Code splitting is the technique of dividing your application's code into smaller chunks that can be loaded on demand. This can reduce the initial load time and improve the overall performance of the application. Webpack and other bundlers support code splitting.

Implementing code splitting involves using dynamic imports to load components or modules only when they are needed. This can significantly reduce the size of the initial JavaScript bundle and improve page load times.

Best Practices for Resource Consumption Management

Here are some best practices to follow when managing resource consumption in React applications:

• Profile Your Application: Use browser developer tools or profiling tools to identify performance bottlenecks. Chrome DevTools Performance tab is invaluable.
• Optimize Images and Assets: Compress images and other assets to reduce their size. Use appropriate image formats (e.g., WebP) for better compression.
• Avoid Unnecessary Re-renders: Use React.memo, useMemo, and useCallback to prevent components from re-rendering when their props or state haven't changed.
• Use Efficient Data Structures: Choose appropriate data structures for storing and manipulating data. For example, use Maps or Sets for fast lookups.
• Implement Virtualization for Large Lists: Use virtualization libraries to render only the visible portion of large lists or grids.
• Lazy Load Resources: Load images and other resources only when they are needed.
• Monitor Memory Usage: Use the performance.memory API or other tools to monitor memory usage and identify memory leaks.
• Use a Linter and Code Formatter: Enforce code style and best practices to prevent common performance issues.
• Test on Different Devices and Browsers: Ensure that your application performs well on a variety of devices and browsers.
• Regularly Review and Refactor Code: Periodically review your code and refactor it to improve performance and maintainability.

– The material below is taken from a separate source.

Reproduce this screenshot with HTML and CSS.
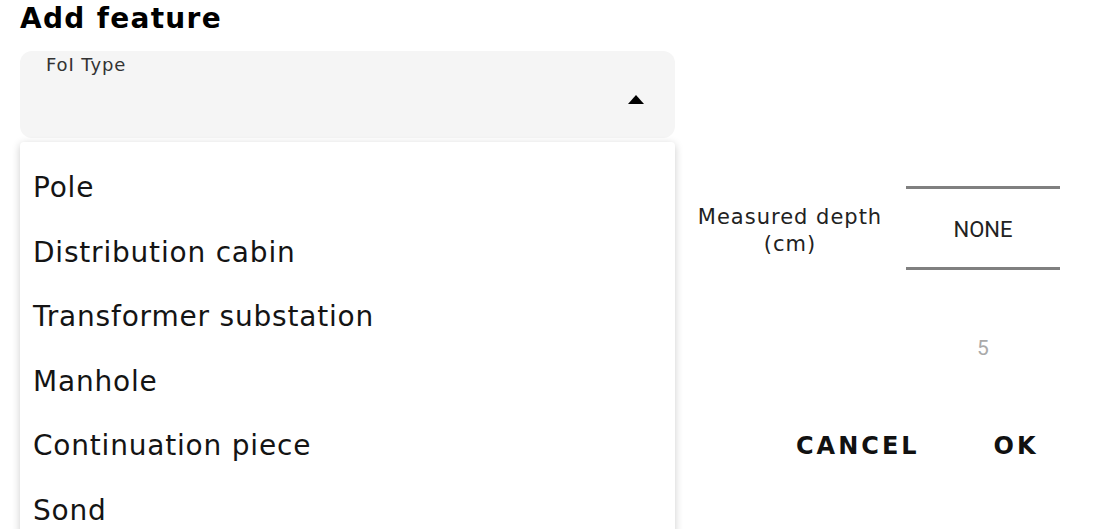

Real-World Examples and Case Studies

Consider the following scenarios where a resource consumption hook can be particularly beneficial:

• E-commerce Website: Monitoring CPU and memory usage when rendering large product catalogs. Using virtualization to improve the performance of product listings.
• Social Media Application: Monitoring network usage when loading user feeds and images. Implementing lazy loading to improve the initial page load time.
• Data Visualization Dashboard: Monitoring CPU usage when rendering complex charts and graphs. Using memoization to optimize data processing and rendering.
• Online Gaming Platform: Monitoring GPU usage during gameplay to ensure smooth frame rates. Optimizing rendering logic and asset loading.
• Real-Time Collaboration Tool: Monitoring network usage and CPU usage during collaborative editing sessions. Debouncing input events to reduce network traffic.

Conclusion

Managing resource consumption is critical for building high-performance React applications. By creating and utilizing a resource consumption hook, you can gain valuable insights into your application's performance and identify areas for optimization. Implementing techniques such as debouncing, throttling, virtualization, lazy loading, and memoization can further improve performance and enhance the user experience. By following best practices and regularly monitoring resource usage, you can ensure that your React application remains responsive, efficient, and scalable, no matter the platform, browser, or location of your users.